Mencatat UUPA

Saya sudah menulis sejumlah catatan, baik dalam bentuk opini, maupun untuk kepentingan kolom harian, terkait isu Undang-Undang Nomor 1 Tahun Pemerintahan Aceh (untuk seterusnya, saya akan menyebut undang-undang ini dengan Undang-Undang Pemerintahan Aceh), termasuk agenda …

Saya sudah menulis sejumlah catatan, baik dalam bentuk opini, maupun untuk kepentingan kolom harian, terkait isu Undang-Undang Nomor 1 Tahun Pemerintahan Aceh (untuk seterusnya, saya akan menyebut undang-undang ini dengan Undang-Undang Pemerintahan Aceh), termasuk agenda dan rencana perubahannya. Tidak saja dalam kolom, melainkan juga mempersiapkan sejumlah agenda.

Tahun 2014, sebuah opini saya siapkan dengan judul “Sewindu UUPA” (Serambi Indonesia, 12 Agustus 2014). Saya mengingatkan semua pihak, agar tidak melupakan undang-undang sebagai dasar yuridis penyelesaikan konflik di Aceh. Hal ini penting dilakukan mengingat mulai kendur pengaruhnya dalam kehidupan sosial-politik. Aceh menghadapi sejumlah isu penting dalam ketatanegaraan. Pada ruang mikro, konsistensi untuk menjadikan Undang-Undang Pemerintahan Aceh sebagai kekuatan utama, sudah mulai mengendur.

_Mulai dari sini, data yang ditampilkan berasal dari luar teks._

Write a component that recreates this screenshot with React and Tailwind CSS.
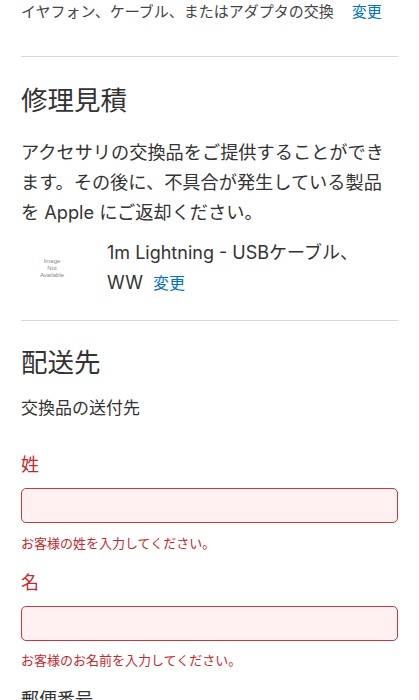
export default function App() {
  const font = { fontFamily: 'Inter, "Noto Sans CJK JP", sans-serif' };
  return (
    <div className="w-[419px] h-[700px] overflow-hidden bg-white text-[#333]" style={font}>
      <div className="px-[21px]">
        <div className="text-[15px] leading-[24px] text-[#444] whitespace-nowrap">
          イヤフォン、ケーブル、またはアダプタの交換
          <span className="ml-[18px] text-[#0070c9]">変更</span>
        </div>
        <div className="mt-[32px] h-px bg-[#d6d6d6]" />
        <h2 className="mt-[25px] text-[26.5px] leading-[36px] font-normal text-[#333]">修理見積</h2>
        <p className="mt-[19px] text-[18.2px] leading-[30px] text-[#333] whitespace-nowrap">
          アクセサリの交換品をご提供することができ<br />
          ます。その後に、不具合が発生している製品<br />
          を Apple にご返却ください。
        </p>
        <div className="mt-[11px] flex items-start">
          <div className="w-[62px] h-[60px] flex items-center justify-center shrink-0">
            <div className="text-[6px] leading-[7px] text-[#888] text-center" style={{ fontFamily: '"Liberation Sans", Arial, sans-serif' }}>
              Image<br />Not<br />Available
            </div>
          </div>
          <div className="ml-[24px] text-[18px] leading-[30px] text-[#333]">
            1m Lightning - USBケーブル、<br />
            WW<span className="ml-[10px] text-[16px] text-[#0070c9]">変更</span>
          </div>
        </div>
        <div className="mt-[22px] h-px bg-[#d6d6d6]" />
        <h2 className="mt-[23px] text-[26.5px] leading-[36px] font-normal text-[#333]">配送先</h2>
        <div className="mt-[15px] text-[17px] leading-[26px] text-[#333]">交換品の送付先</div>
        <label className="block mt-[31px] text-[18px] leading-[26px] text-[#c8272d]">姓</label>
        <div className="mt-[10px] h-[35px] rounded-[5px] border border-[#c9383c] bg-[#fff1f2]" />
        <div className="mt-[10px] text-[13px] leading-[20px] text-[#c8272d]">お客様の姓を入力してください。</div>
        <label className="block mt-[17px] text-[18px] leading-[26px] text-[#c8272d]">名</label>
        <div className="mt-[10px] h-[35px] rounded-[5px] border border-[#c9383c] bg-[#fff1f2]" />
        <div className="mt-[9px] text-[13px] leading-[20px] text-[#c8272d]">お客様のお名前を入力してください。</div>
        <label className="block mt-[17px] text-[18px] leading-[26px] text-[#333]">郵便番号</label>
      </div>
    </div>
  );
}
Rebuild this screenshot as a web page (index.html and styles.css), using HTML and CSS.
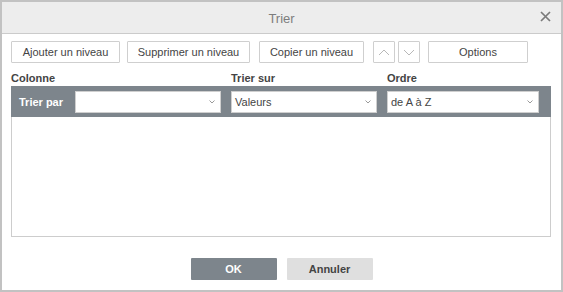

Tahun 2015, melalui opini dengan judul “Undang-Undang sebagai Alat”, saya memperingatkan betapa pentingnya posisi undang-undang ini, tidak hanya bagi Aceh, melainkan juga bagi republik. Undang-Undang Pemerintahan Aceh digunakan –dan tentu saja atas kesadaran semua pihak—untuk menyelesaikan masalah penting dan genting: konflik yang telah menahun. Atas dasar itulah, mengawal undang-undang ini sangat penting agar berjalan maksimal sebagaimana yang direncanakan.

Tahun 2020, setelah acara kunjungan sejumlah tokoh Aceh untuk menjumpai Presiden Joko Widodo, 13 Februari 2020, saya menulis opini dengan judul “Pertaruhan UUPA” (Serambi Indonesia, 27 Februari 2020). Ada dua hal yang disampaikan, saat itu. Pertama, soal isi MoU Helsinki untuk diimplementasi-kan yang masih tersisa. Kedua, soal perlunya sesudah 15 tahun agar undang-undang dilakukan perbaikan. Tapi dengan kondisi kekuatan politik Aceh di Jakarta, maka rencana perubahan harus disiapkan dengan baik.

Tahun 2021, saya menulis opini “Masih Pentingkah UUPA?” (Serambi Indonesia, 18 Agustus 2021). Melalui opini ini, saya mengingatkan para pengambil kebijakan lokal agar segera memikirkan apa yang akan dilakukan saat dana otonomi khusus Aceh berakhir. Memang ia tidak seperti jatuh dari langit, karena alokasi dana otonomi khusus untuk Aceh sudah terlebih dahulu ditegaskan dalam Undang-Undang Pemerintahan Aceh. Maka saat tenggat itu sudah dekat, harus segera dipikirkan jalan perbaikan undang-undang tersebut. Sayangnya, persiapan untuk itu tidak dilakukan dengan baik, sebagaimana yang Papua sudah mendahului. Tahun 2021, ditetapkan Undang-Undang Nomor 2 Tahun 2021 tentang Perubahan Kedua atas Undang-Undang Nomor 21 Tahun 2001 tentang Otonomi Khusus Bagi Provinsi Papua. Pada tahun 2008, ditetapkan Undang-Undang Nomor 35 Tahun 2008 tentang Penetapan Peraturan Pemerintah Pengganti Undang-Undang Nomor 1 Tahun 2008 tentang Perubahan Atas Undang-Undang Nomor 21 Tahun 2001 tentang Otonomi Khusus Bagi Provinsi Papua Menjadi Undang-Undang.

Selain opini, secara khusus kami menyiapkan agenda ilmiah di kampus untuk membicarakan perkembangan dan berbagai hal yang terkait Undang-Undang Pemerintahan Aceh. Saat usia 10 dan 15 tahun, secara khusus dipersiapkan kegiatan khusus dalam rangka memperoleh jawaban apa yang harus dilakukan dari sejumlah masalah yang belum terselesaikan. Pertama, Seminar Nasional Pelaksanaan UUPA, tahun 2015. Kedua, Simposium Nasional Otonomi Khusus, akhir Desember 2018.